> **WHAT TO WORK ON**:
In the material below, find every line with "components" and pull it out.
───── INFORMATION SUPPLIED ─────
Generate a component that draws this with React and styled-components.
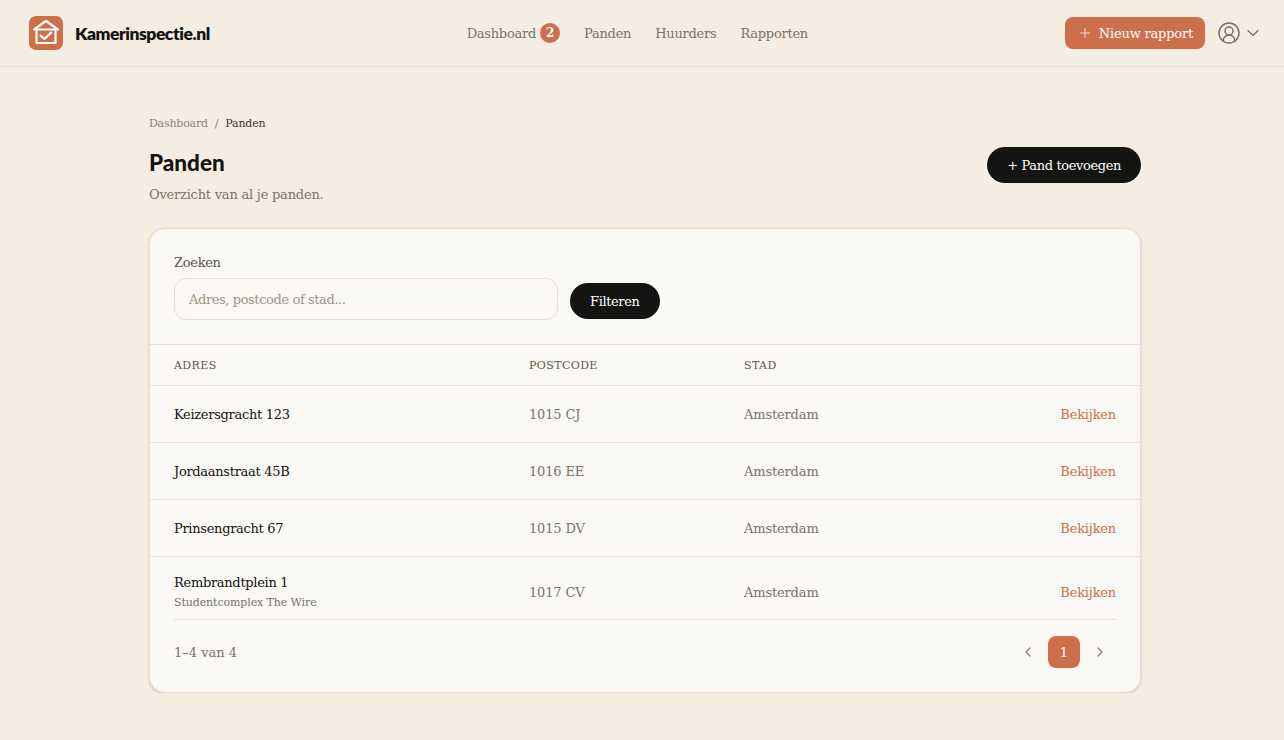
import React from "react";
import styled, { createGlobalStyle } from "styled-components";
import { ChevronLeft, ChevronRight, ChevronDown, Plus, CircleUserRound } from "lucide-react";

const bodyFont = `"DejaVu Serif", "Liberation Serif", serif`;
const headFont = `"Lato", "Open Sans", sans-serif`;

const GlobalStyle = createGlobalStyle`
  html, body {
    margin: 0;
    background: #f4ede2;
    font-family: ${bodyFont};
    color: #141412;
  }
  * {
    box-sizing: border-box;
  }
`;

const Header = styled.header`
  display: flex;
  justify-content: space-between;
  align-items: center;
  height: 67px;
  padding: 0 21px 0 29px;
  border-bottom: 1px solid #e9dfd1;
`;

const Brand = styled.div`
  display: flex;
  align-items: center;
  gap: 12px;
`;

const BrandName = styled.span`
  font-family: ${headFont};
  font-weight: 800;
  font-size: 17.5px;
  letter-spacing: -0.45px;
`;

const Nav = styled.nav`
  display: flex;
  align-items: center;
  gap: 24px;
`;

const NavLink = styled.a`
  display: flex;
  align-items: center;
  gap: 4px;
  font-size: 13px;
  letter-spacing: -0.25px;
  color: #78746a;
`;

const NavBadge = styled.span`
  display: flex;
  align-items: center;
  justify-content: center;
  width: 20px;
  height: 20px;
  border-radius: 50%;
  background: #cd6f4b;
  color: #fff;
  font-size: 12px;
  font-weight: 700;
`;

const HeaderActions = styled.div`
  display: flex;
  align-items: center;
  gap: 12px;
`;

const ReportButton = styled.button`
  display: flex;
  align-items: center;
  gap: 6px;
  height: 32px;
  padding: 0 12px;
  border: 0;
  border-radius: 8px;
  background: #cd6f4b;
  color: #fff;
  font-family: ${bodyFont};
  font-size: 13px;
  letter-spacing: -0.2px;
`;

const UserMenu = styled.div`
  display: flex;
  align-items: center;
  gap: 2px;
  color: #77716a;
`;

const Main = styled.main`
  width: 992px;
  margin-left: 149px;
  padding-top: 48px;
`;

const Breadcrumb = styled.div`
  display: flex;
  gap: 7px;
  height: 16px;
  align-items: center;
  font-size: 11px;
  letter-spacing: -0.2px;
  color: #8a8478;
`;

const Current = styled.span`
  color: #3a3832;
`;

const TitleRow = styled.div`
  display: flex;
  align-items: flex-start;
  justify-content: space-between;
  margin-top: 16px;
`;

const Title = styled.h1`
  margin: 0;
  font-family: ${headFont};
  font-weight: 900;
  font-size: 22.5px;
  line-height: 32px;
`;

const Subtitle = styled.p`
  margin: 6px 0 0;
  font-size: 13px;
  line-height: 20px;
  letter-spacing: -0.22px;
  color: #78746a;
`;

const DarkButton = styled.button`
  height: 36px;
  padding: 0 20px;
  margin-bottom: ${(p) => (p.$raised ? "1px" : "0")};
  border: 0;
  border-radius: 18px;
  background: #141412;
  color: #fff;
  font-family: ${bodyFont};
  font-size: 13px;
  letter-spacing: -0.38px;
`;

const Card = styled.section`
  margin-top: 23px;
  background: #faf8f4;
  border: 1px solid #e9dfd1;
  border-radius: 16px;
  box-shadow: 0 1px 3px rgba(60, 45, 25, 0.2);
`;

const FilterBar = styled.form`
  display: flex;
  align-items: flex-end;
  gap: 12px;
  height: 116px;
  padding: 24px;
  border-bottom: 1px solid #e9dfd1;
`;

const Field = styled.label`
  display: flex;
  flex-direction: column;
  gap: 8px;
  font-size: 13px;
  letter-spacing: -0.3px;
  color: #5c574e;
`;

const SearchInput = styled.input`
  width: 384px;
  height: 42px;
  padding: 0 14px;
  border: 1px solid #e9dfd1;
  border-radius: 12px;
  background: #faf8f4;
  font-family: ${bodyFont};
  font-size: 13px;
  letter-spacing: -0.4px;

  &::placeholder {
    color: #9a958b;
    opacity: 1;
  }
`;

const Row = styled.div`
  display: grid;
  grid-template-columns: 355px 215px 1fr auto;
  align-items: center;
  height: ${(p) => p.$height}px;
  padding: ${(p) => (p.$last ? "8px 24px 0" : "0 24px")};
  border-bottom: ${(p) => (p.$last ? "0" : "1px solid #e9dfd1")};
`;

const HeadCell = styled.span`
  font-size: 11px;
  letter-spacing: 0.4px;
  color: #5c574e;
`;

const Address = styled.div`
  font-size: 13px;
  letter-spacing: -0.3px;
  color: #141412;
`;

const Note = styled.div`
  margin-top: 6px;
  font-size: 11px;
  letter-spacing: -0.1px;
  color: #78746a;
`;

const Cell = styled.span`
  font-size: 13px;
  letter-spacing: -0.15px;
  color: #78746a;
`;

const ViewLink = styled.a`
  font-size: 13px;
  letter-spacing: -0.2px;
  color: #cd6f4b;
`;

const Footer = styled.div`
  display: flex;
  align-items: center;
  justify-content: space-between;
  margin: 0 24px;
  padding: 16px 0 24px;
  border-top: 1px solid #e9dfd1;
`;

const Count = styled.span`
  font-size: 13px;
  color: #78746a;
`;

const Pager = styled.div`
  display: flex;
  align-items: center;
  gap: 4px;
`;

const PageArrow = styled.span`
  display: flex;
  align-items: center;
  justify-content: center;
  width: 32px;
  height: 32px;
  color: #8a8478;
`;

const PageNumber = styled.span`
  display: flex;
  align-items: center;
  justify-content: center;
  width: 32px;
  height: 32px;
  border-radius: 8px;
  background: #cd6f4b;
  color: #fff;
  font-size: 13px;
`;

const properties = [
  { address: "Keizersgracht 123", postcode: "1015 CJ", city: "Amsterdam" },
  { address: "Jordaanstraat 45B", postcode: "1016 EE", city: "Amsterdam" },
  { address: "Prinsengracht 67", postcode: "1015 DV", city: "Amsterdam" },
  { address: "Rembrandtplein 1", note: "Studentcomplex The Wire", postcode: "1017 CV", city: "Amsterdam" },
];

function Logo() {
  return (
    <svg width="34" height="34" viewBox="0 0 34 34" fill="none">
      <rect width="34" height="34" rx="7" fill="#cd6f4b" />
      <path d="M5 13.5 17 5l12 8.5z" stroke="#fff" strokeWidth="2.2" strokeLinejoin="round" />
      <path d="M7.5 13.5V27h19V13.5" stroke="#fff" strokeWidth="2.2" strokeLinejoin="round" />
      <path d="M11.5 19.5l3.8 3.5 7-6.5" stroke="#fff" strokeWidth="2.2" strokeLinecap="round" strokeLinejoin="round" />
    </svg>
  );
}

export default function App() {
  return (
    <>
      <GlobalStyle />
      <Header>
        <Brand>
          <Logo />
          <BrandName>Kamerinspectie.nl</BrandName>
        </Brand>
        <Nav>
          <NavLink>
            Dashboard <NavBadge>2</NavBadge>
          </NavLink>
          <NavLink>Panden</NavLink>
          <NavLink>Huurders</NavLink>
          <NavLink>Rapporten</NavLink>
        </Nav>
        <HeaderActions>
          <ReportButton>
            <Plus size={16} strokeWidth={1.5} color="#f3d9cc" />
            Nieuw rapport
          </ReportButton>
          <UserMenu>
            <CircleUserRound size={24} strokeWidth={1.5} />
            <ChevronDown size={20} strokeWidth={1.5} />
          </UserMenu>
        </HeaderActions>
      </Header>
      <Main>
        <Breadcrumb>
          <span>Dashboard</span>
          <span>/</span>
          <Current>Panden</Current>
        </Breadcrumb>
        <TitleRow>
          <div>
            <Title>Panden</Title>
            <Subtitle>Overzicht van al je panden.</Subtitle>
          </div>
          <DarkButton>+ Pand toevoegen</DarkButton>
        </TitleRow>
        <Card>
          <FilterBar>
            <Field>
              Zoeken
              <SearchInput placeholder="Adres, postcode of stad..." />
            </Field>
            <DarkButton type="button" $raised>
              Filteren
            </DarkButton>
          </FilterBar>
          <Row $height={41}>
            <HeadCell>ADRES</HeadCell>
            <HeadCell>POSTCODE</HeadCell>
            <HeadCell>STAD</HeadCell>
          </Row>
          {properties.map((p, i) => (
            <Row key={p.address} $height={p.note ? 62 : 57} $last={i === properties.length - 1}>
              <div>
                <Address>{p.address}</Address>
                {p.note && <Note>{p.note}</Note>}
              </div>
              <Cell>{p.postcode}</Cell>
              <Cell>{p.city}</Cell>
              <ViewLink>Bekijken</ViewLink>
            </Row>
          ))}
          <Footer>
            <Count>1–4 van 4</Count>
            <Pager>
              <PageArrow>
                <ChevronLeft size={16} strokeWidth={2} />
              </PageArrow>
              <PageNumber>1</PageNumber>
              <PageArrow>
                <ChevronRight size={16} strokeWidth={2} />
              </PageArrow>
            </Pager>
          </Footer>
        </Card>
      </Main>
    </>
  );
}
─────
> **RESULT OF THE EXERCISE**:
Generate a component that draws this with React and styled-components.
import styled, { createGlobalStyle } from "styled-components";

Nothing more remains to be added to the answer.